To cope, we bolt on memory. People build paging systems like MemGPT, extract key facts the way Mem0 does, and layer agents with buffers, scratchpads, and tool loops. The model stays frozen while the scaffolding around it works to keep the right facts in view.
All this overhead exists because an LLM is a probabilistic compute unit, not a fixed algorithm. It samples from distributions learned during training. We schedule it, feed it inputs, and guard its outputs the way operating systems once treated CPUs.
Retrieval-augmented generation was the first pattern that shipped. API models were closed to fine-tuning, open models were costly to retrain, and RAG let teams ground answers in their own data without touching the weights. Chunk documents, embed them, index, retrieve, stuff the results back into the prompt—good enough to launch.
Vector search became the default because it does fuzzy matching well. Phrase the question one way and it can find passages written in another. That makes it great for discovery, exploration, and the kind of support queries where “close” is usually good enough.
Precision is a different story. Vectors cannot tell whether a passage contains the exact SKU, legal clause, or API parameter you need. Similarity is not accuracy, and the model will happily fill the gaps with something that sounds right.
Chunking makes this worse. If you slice narrowly you split facts across boundaries and miss the answer.

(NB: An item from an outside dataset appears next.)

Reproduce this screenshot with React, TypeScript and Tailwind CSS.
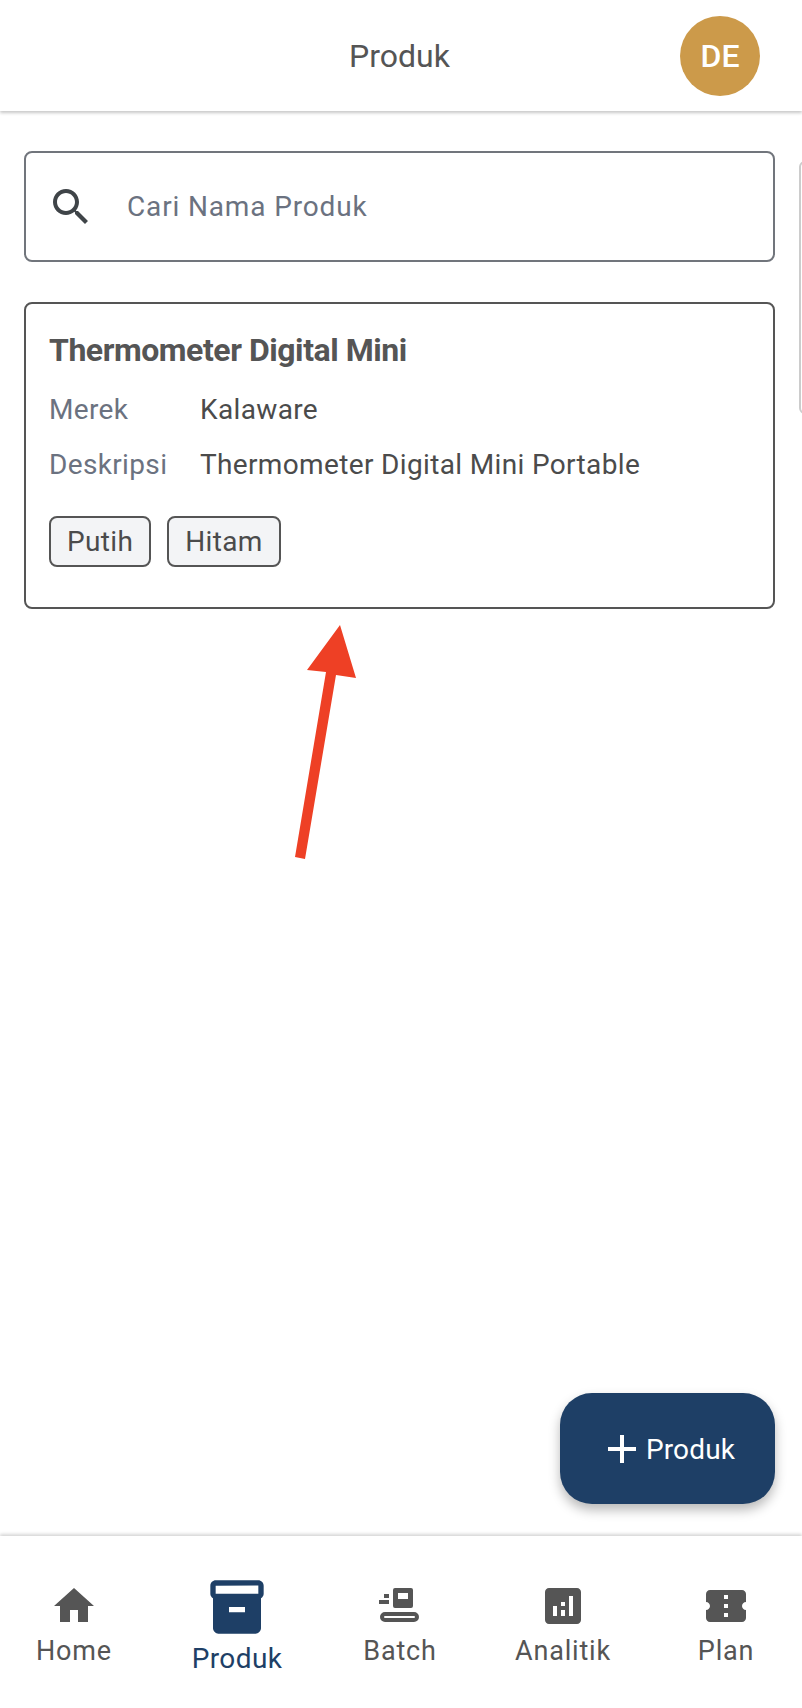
import React from "react";

function NavIcon({ path, className }: { path: string; className: string }) {
    return (
        <svg viewBox="0 0 24 24" className={className} fill="currentColor">
            <path d={path} />
        </svg>
    );
}

const homePath = "M10 20v-6h4v6h5v-8h3L12 3 2 12h3v8z";
const boxPath = "M20 2H4c-1 0-2 .9-2 2v3.01c0 .72.43 1.34 1 1.69V20c0 1.1 1.1 2 2 2h14c.9 0 2-.9 2-2V8.7c.57-.35 1-.97 1-1.69V4c0-1.1-1-2-2-2zm-5 12H9v-2h6v2zm5-7H4V4l16-.02V7z";
const analyticsPath = "M19 3H5c-1.1 0-2 .9-2 2v14c0 1.1.9 2 2 2h14c1.1 0 2-.9 2-2V5c0-1.1-.9-2-2-2zM9 17H7v-5h2v5zm4 0h-2v-3h2v3zm0-5h-2v-2h2v2zm4 5h-2V7h2v10z";
const ticketPath = "M22 10V6c0-1.11-.9-2-2-2H4c-1.1 0-1.99.89-1.99 2v4c1.1 0 1.99.9 1.99 2s-.89 2-2 2v4c0 1.1.9 2 2 2h16c1.1 0 2-.9 2-2v-4c-1.1 0-2-.9-2-2s.9-2 2-2zm-9 7.5h-2v-2h2v2zm0-4.5h-2v-2h2v2zm0-4.5h-2v-2h2v2z";
const searchPath = "M15.5 14h-.79l-.28-.27C15.41 12.59 16 11.11 16 9.5 16 5.91 13.09 3 9.5 3S3 5.91 3 9.5 5.91 16 9.5 16c1.61 0 3.09-.59 4.23-1.57l.27.28v.79l5 4.99L20.49 19l-4.99-5zm-6 0C7.01 14 5 11.99 5 9.5S7.01 5 9.5 5 14 7.01 14 9.5 11.99 14 9.5 14z";

function BatchIcon() {
    return (
        <svg viewBox="0 0 48 48" className="w-12 h-12" fill="currentColor">
            <path fillRule="evenodd" d="M19 6h16a2 2 0 0 1 2 2v16a2 2 0 0 1-2 2H19a2 2 0 0 1-2-2V8a2 2 0 0 1 2-2zm3 5v6h10v-6z" />
            <rect x="8" y="12" width="5" height="4" />
            <rect x="3" y="18" width="10" height="4" />
            <rect x="6" y="32" width="35" height="6" rx="3" fill="none" stroke="currentColor" strokeWidth="4" />
        </svg>
    );
}

function NavItem({ label, children }: { label: string; children: React.ReactNode }) {
    return (
        <div className="w-[163px] shrink-0 flex flex-col items-center pt-[46px] text-[#555555]">
            {children}
            <span className="mt-[3px] text-[27px] leading-[36px] tracking-[0.8px]">{label}</span>
        </div>
    );
}

function Chip({ label }: { label: string }) {
    return (
        <span className="h-[51px] px-4 flex items-center rounded-lg border-2 border-[#555555] bg-[#f3f4f6] text-[28px] tracking-[0.35px] text-[#4b4b4b]">
            {label}
        </span>
    );
}

function InfoRow({ label, value, className }: { label: string; value: string; className: string }) {
    return (
        <div className={`flex items-center h-[36px] text-[28px] tracking-[0.35px] ${className}`}>
            <span className="w-[151px] text-[#6b7280]">{label}</span>
            <span className="text-[#4b4b4b]">{value}</span>
        </div>
    );
}

export default function App() {
    return (
        <div className="relative w-full h-[1708px] flex flex-col overflow-hidden bg-white font-['Roboto',sans-serif]">
            <header className="relative h-[111px] shrink-0 flex items-center justify-center pr-[3px] bg-white shadow-[0_2px_3px_rgba(0,0,0,0.22)]">
                <span className="text-[32px] text-[#555555]">Produk</span>
                <div className="absolute right-[42px] top-4 w-20 h-20 rounded-full bg-[#cc9a4a] flex items-center justify-center text-white text-[32px] font-medium">
                    DE
                </div>
            </header>

            <main className="flex-1 flex flex-col gap-[40px] pt-[40px] pl-6 pr-[27px]">
                <div className="h-[111px] flex items-center pl-[21px] rounded-lg border-2 border-[#71757c] bg-white">
                    <NavIcon path={searchPath} className="w-12 h-12 text-[#3f4448]" />
                    <span className="ml-[32px] text-[28px] tracking-[0.85px] text-[#6b7280]">Cari Nama Produk</span>
                </div>

                <div className="h-[307px] flex flex-col rounded-lg border-2 border-[#555555] pl-[23px] pt-[26px]">
                    <h2 className="text-[32px] leading-[40px] font-bold tracking-[-0.45px] text-[#555555]">Thermometer Digital Mini</h2>
                    <InfoRow label="Merek" value="Kalaware" className="mt-[22px]" />
                    <InfoRow label="Deskripsi" value="Thermometer Digital Mini Portable" className="mt-[19px]" />
                    <div className="mt-[33px] flex gap-4">
                        <Chip label="Putih" />
                        <Chip label="Hitam" />
                    </div>
                </div>
            </main>

            <nav className="h-[172px] shrink-0 flex justify-center pr-[2px] bg-white shadow-[0_-2px_3px_rgba(0,0,0,0.16)]">
                <NavItem label="Home">
                    <NavIcon path={homePath} className="w-12 h-12" />
                </NavItem>
                <div className="w-[163px] shrink-0 flex flex-col items-center pt-[39px] text-[#1e3f66]">
                    <NavIcon path={boxPath} className="w-16 h-16" />
                    <span className="mt-[2px] text-[28px] leading-[36px] tracking-[0.4px]">Produk</span>
                </div>
                <NavItem label="Batch">
                    <BatchIcon />
                </NavItem>
                <NavItem label="Analitik">
                    <NavIcon path={analyticsPath} className="w-12 h-12" />
                </NavItem>
                <NavItem label="Plan">
                    <NavIcon path={ticketPath} className="w-12 h-12" />
                </NavItem>
            </nav>

            <div className="absolute left-[799px] top-[161px] w-6 h-[253px] rounded-l-md border-2 border-[#cccccc]" />

            <button className="absolute left-[560px] top-[1393px] w-[215px] h-[111px] pl-[8px] rounded-[32px] bg-[#1e3f66] flex items-center justify-center gap-[10px] text-white text-[28px] tracking-[0.15px] shadow-[0_6px_12px_rgba(0,0,0,0.28)]">
                <svg viewBox="0 0 28 28" className="w-7 h-7" fill="currentColor">
                    <rect x="0" y="12" width="28" height="4" />
                    <rect x="12" y="0" width="4" height="28" />
                </svg>
                <span className="pt-[3px]">Produk</span>
            </button>

            <svg className="absolute left-[290px] top-[620px] w-[72px] h-[245px]" viewBox="290 620 72 245">
                <polygon fill="#ee4025" points="340,625 356,678 336,675 305,859 295,857 326,672 307,670" />
            </svg>
        </div>
    );
}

If you slice wide you drag along unrelated text that muddies the retrieval score. A tweak in chunk size alone can swing recall by large margins, and the model still hallucinates when the prompt looks plausible but lacks the missing fact.
Structure beats vectors whenever you already have it. Sales records belong in SQL where joins and aggregations come for free. Security policies live comfortably in ontologies that enforce relationships. Engineering wikis often benefit from tree-shaped layouts that keep related context together without embedding every paragraph. Use the structure first, then fall back to embeddings.
Choosing retrieval is a design problem. Start with the shape of the data: structured, semi-structured, or unstructured. Ask how precise the answer must be; legal workflows care more than triaging support tickets. Mix methods in layers—SQL first then embeddings, or the other way around. Instrument the pipeline so you know hit rates, chunk overlap, and when humans override the output. Plan for memory the way you would for caches: short-term context, longer-term stores, and refresh cycles that keep things current.
Intentional retrieval means matching the method to the problem instead of defaulting to the trend. Use vectors when you need fuzziness, structure when you have certainty, and accept that the orchestration matters as much as the model you chose.